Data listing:
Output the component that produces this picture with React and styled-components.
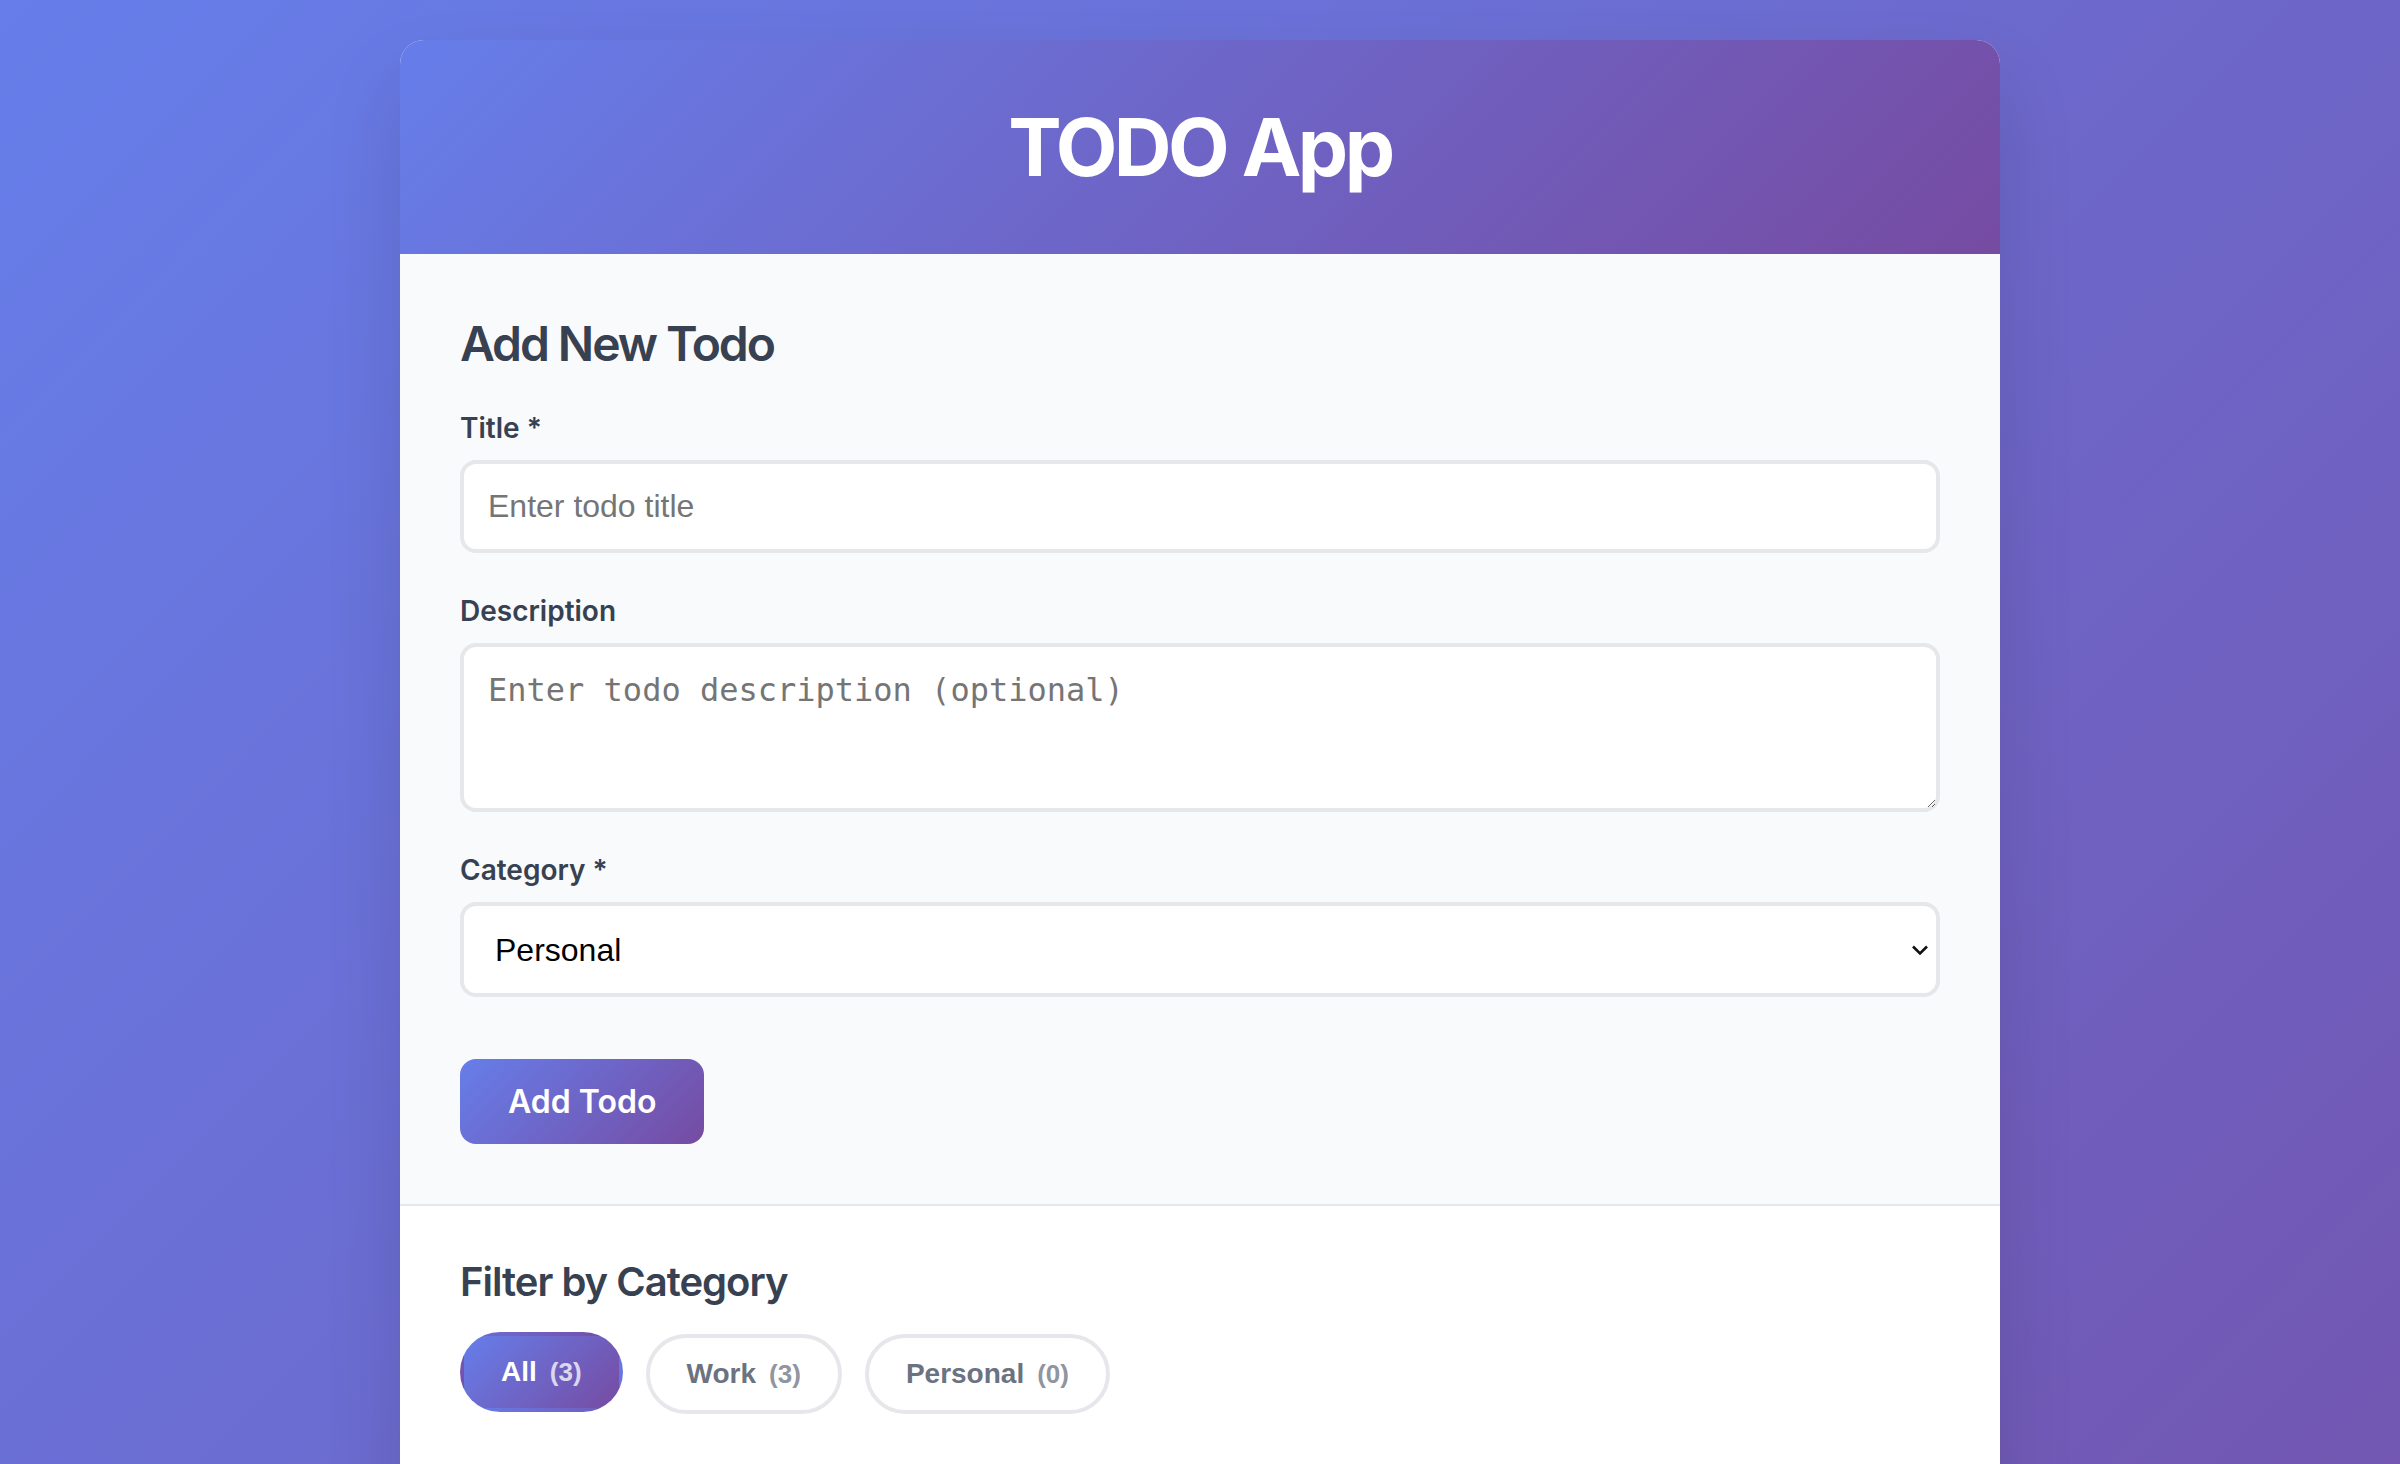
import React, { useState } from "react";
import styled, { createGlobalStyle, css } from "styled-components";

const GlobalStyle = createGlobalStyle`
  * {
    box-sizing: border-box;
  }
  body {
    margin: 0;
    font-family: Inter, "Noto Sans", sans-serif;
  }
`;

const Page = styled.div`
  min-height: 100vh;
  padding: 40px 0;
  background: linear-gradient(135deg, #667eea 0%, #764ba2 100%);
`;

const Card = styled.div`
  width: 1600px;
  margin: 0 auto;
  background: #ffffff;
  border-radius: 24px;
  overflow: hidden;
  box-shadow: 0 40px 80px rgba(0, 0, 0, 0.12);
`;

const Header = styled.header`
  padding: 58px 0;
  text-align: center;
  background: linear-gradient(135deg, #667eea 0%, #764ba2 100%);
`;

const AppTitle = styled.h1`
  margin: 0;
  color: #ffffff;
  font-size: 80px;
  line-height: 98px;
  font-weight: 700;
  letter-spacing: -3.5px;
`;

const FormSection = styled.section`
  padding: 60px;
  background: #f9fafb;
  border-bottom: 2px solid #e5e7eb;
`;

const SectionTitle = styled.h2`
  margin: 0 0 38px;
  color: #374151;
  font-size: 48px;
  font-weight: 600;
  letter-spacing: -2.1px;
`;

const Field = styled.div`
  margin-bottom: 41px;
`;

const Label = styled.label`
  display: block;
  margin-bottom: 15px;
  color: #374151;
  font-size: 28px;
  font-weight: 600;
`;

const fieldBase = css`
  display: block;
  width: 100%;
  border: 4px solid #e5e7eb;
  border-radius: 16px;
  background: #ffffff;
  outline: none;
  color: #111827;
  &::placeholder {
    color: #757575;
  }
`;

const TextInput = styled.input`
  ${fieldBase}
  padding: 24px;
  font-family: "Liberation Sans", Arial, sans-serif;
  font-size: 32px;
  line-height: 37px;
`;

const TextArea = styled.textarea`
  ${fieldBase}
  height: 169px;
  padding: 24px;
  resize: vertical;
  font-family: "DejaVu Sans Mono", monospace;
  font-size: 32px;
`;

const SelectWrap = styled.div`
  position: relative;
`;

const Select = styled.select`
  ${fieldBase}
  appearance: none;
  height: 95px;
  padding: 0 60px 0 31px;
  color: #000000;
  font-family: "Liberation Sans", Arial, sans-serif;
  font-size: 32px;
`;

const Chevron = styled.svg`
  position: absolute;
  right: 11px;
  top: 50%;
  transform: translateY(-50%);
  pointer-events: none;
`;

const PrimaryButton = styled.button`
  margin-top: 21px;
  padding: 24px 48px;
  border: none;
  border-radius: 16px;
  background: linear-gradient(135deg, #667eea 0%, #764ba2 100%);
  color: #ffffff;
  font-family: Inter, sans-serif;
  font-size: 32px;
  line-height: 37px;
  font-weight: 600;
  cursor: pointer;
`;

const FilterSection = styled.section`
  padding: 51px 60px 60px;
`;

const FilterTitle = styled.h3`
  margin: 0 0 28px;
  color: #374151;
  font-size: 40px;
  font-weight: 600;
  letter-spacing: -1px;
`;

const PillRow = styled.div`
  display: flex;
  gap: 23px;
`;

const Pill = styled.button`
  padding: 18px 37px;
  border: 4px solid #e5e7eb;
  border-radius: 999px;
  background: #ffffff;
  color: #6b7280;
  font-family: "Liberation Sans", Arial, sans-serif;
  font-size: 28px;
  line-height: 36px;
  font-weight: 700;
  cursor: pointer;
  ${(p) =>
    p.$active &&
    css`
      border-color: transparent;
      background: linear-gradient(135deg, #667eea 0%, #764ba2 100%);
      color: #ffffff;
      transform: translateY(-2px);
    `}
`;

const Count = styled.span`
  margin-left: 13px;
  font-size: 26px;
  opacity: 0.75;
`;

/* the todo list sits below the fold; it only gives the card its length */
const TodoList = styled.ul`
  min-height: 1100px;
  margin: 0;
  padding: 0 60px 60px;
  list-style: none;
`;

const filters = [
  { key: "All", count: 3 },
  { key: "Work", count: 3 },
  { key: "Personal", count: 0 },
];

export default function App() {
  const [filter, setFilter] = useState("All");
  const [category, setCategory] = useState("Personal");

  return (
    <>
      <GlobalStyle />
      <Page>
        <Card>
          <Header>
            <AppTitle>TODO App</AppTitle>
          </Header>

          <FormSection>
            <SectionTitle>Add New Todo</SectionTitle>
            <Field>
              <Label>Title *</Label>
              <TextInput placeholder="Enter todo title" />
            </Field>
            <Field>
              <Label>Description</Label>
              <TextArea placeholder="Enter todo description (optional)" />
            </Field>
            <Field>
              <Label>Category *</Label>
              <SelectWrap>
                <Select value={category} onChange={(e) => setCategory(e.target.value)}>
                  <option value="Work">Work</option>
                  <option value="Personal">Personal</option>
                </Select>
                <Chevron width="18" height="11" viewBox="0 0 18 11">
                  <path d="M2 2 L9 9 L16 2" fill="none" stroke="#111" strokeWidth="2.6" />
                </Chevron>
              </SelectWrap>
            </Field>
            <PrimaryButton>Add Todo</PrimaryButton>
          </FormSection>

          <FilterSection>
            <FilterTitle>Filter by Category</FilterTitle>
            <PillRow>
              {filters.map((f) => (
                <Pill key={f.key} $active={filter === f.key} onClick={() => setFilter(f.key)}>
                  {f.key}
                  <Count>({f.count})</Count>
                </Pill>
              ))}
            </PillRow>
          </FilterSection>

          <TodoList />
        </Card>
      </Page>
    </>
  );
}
...
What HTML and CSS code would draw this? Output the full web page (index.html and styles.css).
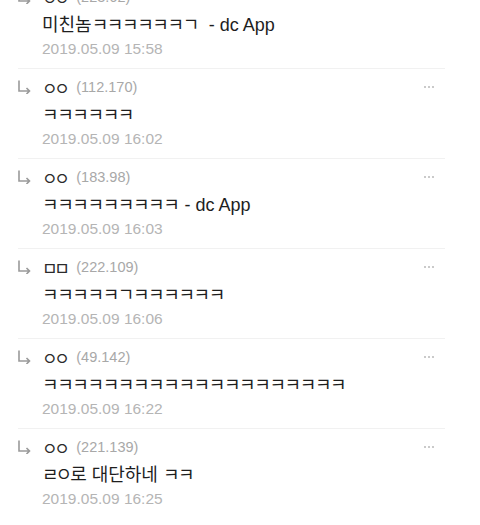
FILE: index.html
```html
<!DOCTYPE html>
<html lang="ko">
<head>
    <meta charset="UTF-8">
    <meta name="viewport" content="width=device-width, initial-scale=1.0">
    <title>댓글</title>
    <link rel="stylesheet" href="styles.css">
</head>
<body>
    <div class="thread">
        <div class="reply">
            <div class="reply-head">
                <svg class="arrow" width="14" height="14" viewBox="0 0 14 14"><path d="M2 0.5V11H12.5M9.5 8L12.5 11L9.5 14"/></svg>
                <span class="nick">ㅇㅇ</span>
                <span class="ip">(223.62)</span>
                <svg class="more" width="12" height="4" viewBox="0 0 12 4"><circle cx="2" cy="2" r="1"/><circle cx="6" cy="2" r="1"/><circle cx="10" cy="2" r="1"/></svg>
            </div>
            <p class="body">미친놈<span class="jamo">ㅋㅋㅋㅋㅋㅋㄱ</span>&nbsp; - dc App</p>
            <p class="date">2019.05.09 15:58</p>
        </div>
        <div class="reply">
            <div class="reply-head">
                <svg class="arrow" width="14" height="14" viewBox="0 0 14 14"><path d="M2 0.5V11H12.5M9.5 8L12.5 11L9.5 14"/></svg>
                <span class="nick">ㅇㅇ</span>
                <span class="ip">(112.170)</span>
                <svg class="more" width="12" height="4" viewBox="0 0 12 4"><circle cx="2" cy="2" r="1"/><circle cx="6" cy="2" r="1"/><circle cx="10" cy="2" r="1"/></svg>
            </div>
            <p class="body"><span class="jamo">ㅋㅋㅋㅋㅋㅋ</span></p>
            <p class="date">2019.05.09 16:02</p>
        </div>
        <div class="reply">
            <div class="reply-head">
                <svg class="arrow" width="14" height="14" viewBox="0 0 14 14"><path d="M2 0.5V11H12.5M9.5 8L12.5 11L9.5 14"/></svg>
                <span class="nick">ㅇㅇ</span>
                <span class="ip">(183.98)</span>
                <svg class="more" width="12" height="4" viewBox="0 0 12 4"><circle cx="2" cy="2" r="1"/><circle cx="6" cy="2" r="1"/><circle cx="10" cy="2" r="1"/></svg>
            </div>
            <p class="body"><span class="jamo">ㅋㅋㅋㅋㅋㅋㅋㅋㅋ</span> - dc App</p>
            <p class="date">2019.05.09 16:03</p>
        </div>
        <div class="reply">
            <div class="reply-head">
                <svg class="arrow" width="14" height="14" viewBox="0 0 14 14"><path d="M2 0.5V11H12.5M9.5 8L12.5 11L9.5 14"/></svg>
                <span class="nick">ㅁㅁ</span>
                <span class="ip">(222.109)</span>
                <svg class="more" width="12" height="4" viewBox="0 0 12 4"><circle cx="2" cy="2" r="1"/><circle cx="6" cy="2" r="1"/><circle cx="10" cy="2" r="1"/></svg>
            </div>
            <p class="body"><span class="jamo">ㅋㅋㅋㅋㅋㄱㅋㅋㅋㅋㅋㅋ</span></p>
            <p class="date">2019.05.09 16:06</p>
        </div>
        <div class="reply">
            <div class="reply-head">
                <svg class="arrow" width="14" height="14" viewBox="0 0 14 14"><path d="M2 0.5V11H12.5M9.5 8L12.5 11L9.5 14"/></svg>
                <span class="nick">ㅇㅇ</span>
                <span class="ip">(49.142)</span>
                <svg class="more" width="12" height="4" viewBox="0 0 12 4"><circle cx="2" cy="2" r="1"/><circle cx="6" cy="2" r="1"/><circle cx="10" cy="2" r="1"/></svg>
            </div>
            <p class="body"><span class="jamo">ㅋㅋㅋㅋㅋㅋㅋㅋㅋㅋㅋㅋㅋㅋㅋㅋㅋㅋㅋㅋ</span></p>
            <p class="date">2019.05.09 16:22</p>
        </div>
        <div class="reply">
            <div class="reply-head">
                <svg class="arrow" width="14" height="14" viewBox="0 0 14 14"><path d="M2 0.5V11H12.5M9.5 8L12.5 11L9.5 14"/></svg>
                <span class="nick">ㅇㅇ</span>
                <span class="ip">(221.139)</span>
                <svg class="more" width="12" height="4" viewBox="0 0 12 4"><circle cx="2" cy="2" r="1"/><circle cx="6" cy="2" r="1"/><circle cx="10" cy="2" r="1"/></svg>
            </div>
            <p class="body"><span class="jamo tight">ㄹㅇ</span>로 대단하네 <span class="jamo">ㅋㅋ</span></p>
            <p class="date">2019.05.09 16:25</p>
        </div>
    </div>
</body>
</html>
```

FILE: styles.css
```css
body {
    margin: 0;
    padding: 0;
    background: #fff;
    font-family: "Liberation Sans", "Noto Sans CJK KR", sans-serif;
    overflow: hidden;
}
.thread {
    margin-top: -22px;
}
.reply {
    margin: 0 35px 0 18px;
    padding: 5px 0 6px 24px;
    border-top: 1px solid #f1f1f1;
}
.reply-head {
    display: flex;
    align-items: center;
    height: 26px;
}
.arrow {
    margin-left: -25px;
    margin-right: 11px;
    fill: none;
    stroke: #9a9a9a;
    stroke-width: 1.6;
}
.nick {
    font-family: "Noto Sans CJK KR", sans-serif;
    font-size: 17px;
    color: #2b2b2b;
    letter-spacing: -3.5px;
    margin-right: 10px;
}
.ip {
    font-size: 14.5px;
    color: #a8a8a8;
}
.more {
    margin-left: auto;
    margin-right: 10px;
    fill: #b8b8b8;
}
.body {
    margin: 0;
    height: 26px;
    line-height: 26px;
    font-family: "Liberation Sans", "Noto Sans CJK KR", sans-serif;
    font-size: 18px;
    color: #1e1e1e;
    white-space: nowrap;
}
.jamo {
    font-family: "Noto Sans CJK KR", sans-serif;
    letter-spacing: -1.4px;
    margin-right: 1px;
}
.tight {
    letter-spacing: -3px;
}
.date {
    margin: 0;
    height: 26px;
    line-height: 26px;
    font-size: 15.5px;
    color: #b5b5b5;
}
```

> _Problem_
Search the lines for the string "Output" and copy every line that has it.

> _Finished answer_
Output the component that produces this picture with React and styled-components.
What HTML and CSS code would draw this? Output the full web page (index.html and styles.css).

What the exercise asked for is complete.